> _Exercise goal_
Return the number of lines that contain the word "this", and return nothing else.

> _Information shown_
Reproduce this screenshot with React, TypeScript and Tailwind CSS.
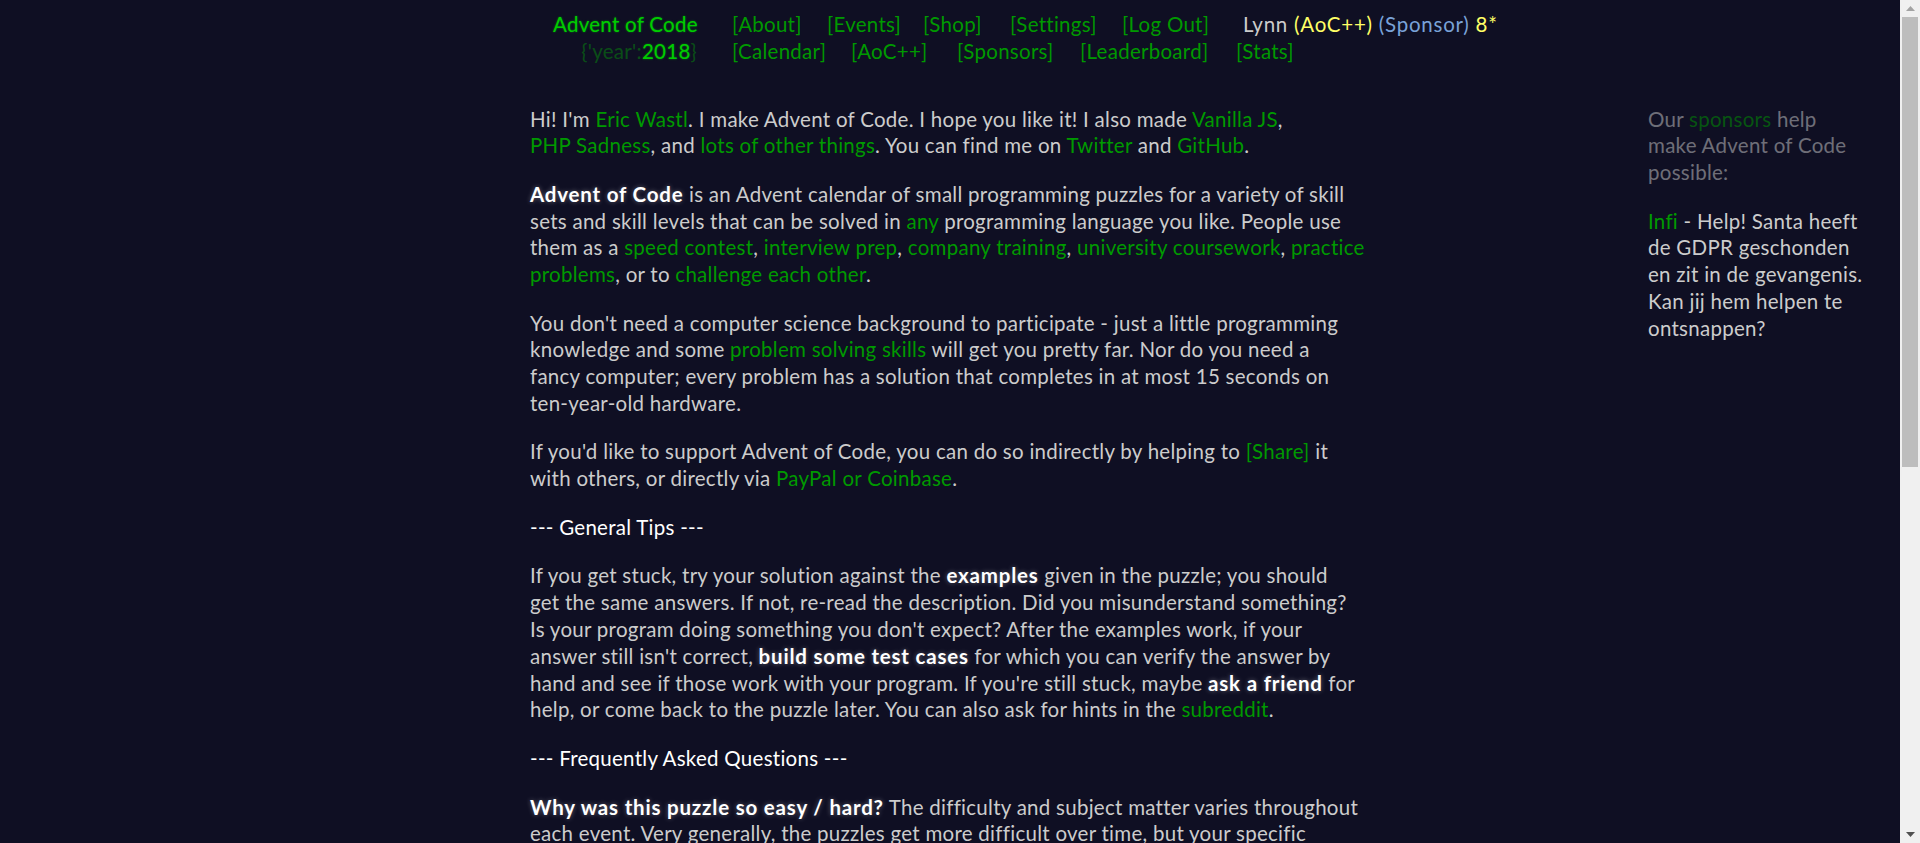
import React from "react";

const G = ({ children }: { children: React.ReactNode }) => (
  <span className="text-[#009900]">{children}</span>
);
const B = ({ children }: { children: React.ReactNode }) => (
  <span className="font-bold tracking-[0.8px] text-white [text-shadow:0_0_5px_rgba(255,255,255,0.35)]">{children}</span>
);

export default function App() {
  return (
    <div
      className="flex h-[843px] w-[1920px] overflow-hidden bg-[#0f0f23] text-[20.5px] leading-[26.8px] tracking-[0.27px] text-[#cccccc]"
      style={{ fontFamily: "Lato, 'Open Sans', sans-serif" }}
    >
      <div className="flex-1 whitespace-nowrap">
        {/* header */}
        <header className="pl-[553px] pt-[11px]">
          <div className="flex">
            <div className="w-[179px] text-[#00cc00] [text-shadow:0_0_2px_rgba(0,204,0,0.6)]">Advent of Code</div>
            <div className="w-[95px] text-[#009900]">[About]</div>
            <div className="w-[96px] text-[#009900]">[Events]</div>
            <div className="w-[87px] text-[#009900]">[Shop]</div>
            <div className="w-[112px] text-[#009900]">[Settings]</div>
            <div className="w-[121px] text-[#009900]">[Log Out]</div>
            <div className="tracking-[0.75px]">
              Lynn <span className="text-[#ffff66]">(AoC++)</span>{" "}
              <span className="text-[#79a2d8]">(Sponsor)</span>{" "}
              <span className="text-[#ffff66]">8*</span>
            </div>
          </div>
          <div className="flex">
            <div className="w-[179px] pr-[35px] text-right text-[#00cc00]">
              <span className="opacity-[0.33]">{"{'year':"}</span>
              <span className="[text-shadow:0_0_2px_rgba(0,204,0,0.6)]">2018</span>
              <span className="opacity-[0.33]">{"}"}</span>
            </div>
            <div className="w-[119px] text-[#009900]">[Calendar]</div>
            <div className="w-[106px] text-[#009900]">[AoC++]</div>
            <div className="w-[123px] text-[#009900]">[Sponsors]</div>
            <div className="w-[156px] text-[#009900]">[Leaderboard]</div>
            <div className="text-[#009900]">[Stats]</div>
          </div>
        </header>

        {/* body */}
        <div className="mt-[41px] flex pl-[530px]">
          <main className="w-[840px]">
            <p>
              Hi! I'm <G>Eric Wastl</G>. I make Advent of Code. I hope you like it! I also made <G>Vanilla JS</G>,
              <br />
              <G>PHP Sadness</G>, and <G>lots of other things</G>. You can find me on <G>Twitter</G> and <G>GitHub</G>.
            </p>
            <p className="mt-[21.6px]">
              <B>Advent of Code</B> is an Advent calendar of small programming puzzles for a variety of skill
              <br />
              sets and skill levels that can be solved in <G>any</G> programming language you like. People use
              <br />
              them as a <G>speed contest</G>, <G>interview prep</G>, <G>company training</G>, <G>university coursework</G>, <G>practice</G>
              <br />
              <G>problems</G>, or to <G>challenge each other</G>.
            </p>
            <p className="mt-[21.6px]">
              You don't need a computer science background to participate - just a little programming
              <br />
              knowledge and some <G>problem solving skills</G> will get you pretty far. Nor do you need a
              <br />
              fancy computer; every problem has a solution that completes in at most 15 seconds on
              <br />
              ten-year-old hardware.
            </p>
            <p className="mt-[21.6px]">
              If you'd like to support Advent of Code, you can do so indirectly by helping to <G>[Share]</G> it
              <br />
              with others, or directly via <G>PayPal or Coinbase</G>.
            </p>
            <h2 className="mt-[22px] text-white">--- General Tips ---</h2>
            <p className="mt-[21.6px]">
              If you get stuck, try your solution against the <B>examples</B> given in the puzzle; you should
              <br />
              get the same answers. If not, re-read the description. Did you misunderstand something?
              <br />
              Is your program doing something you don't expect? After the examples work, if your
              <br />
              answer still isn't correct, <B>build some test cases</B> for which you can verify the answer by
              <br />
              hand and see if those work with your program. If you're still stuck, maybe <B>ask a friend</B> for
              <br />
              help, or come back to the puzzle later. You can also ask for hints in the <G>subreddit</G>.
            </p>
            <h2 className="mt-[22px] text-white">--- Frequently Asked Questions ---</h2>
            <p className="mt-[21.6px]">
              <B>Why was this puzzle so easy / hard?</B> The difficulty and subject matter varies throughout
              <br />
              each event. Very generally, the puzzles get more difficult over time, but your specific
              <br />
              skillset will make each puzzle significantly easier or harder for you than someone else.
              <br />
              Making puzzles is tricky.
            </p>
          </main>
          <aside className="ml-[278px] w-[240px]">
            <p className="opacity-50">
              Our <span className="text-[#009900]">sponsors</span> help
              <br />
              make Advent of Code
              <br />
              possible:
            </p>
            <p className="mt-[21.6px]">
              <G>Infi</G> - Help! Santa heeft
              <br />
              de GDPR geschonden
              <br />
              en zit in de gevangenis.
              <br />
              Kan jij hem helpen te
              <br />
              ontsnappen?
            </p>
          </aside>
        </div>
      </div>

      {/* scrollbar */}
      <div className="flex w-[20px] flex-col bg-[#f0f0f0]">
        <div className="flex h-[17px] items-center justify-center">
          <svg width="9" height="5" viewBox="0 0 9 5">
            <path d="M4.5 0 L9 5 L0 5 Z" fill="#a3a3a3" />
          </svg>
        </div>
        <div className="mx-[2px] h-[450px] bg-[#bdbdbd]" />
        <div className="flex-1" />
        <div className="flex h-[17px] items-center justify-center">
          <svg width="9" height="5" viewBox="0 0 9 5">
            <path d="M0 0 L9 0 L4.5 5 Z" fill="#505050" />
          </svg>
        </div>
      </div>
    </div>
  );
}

> _Exercise result_
2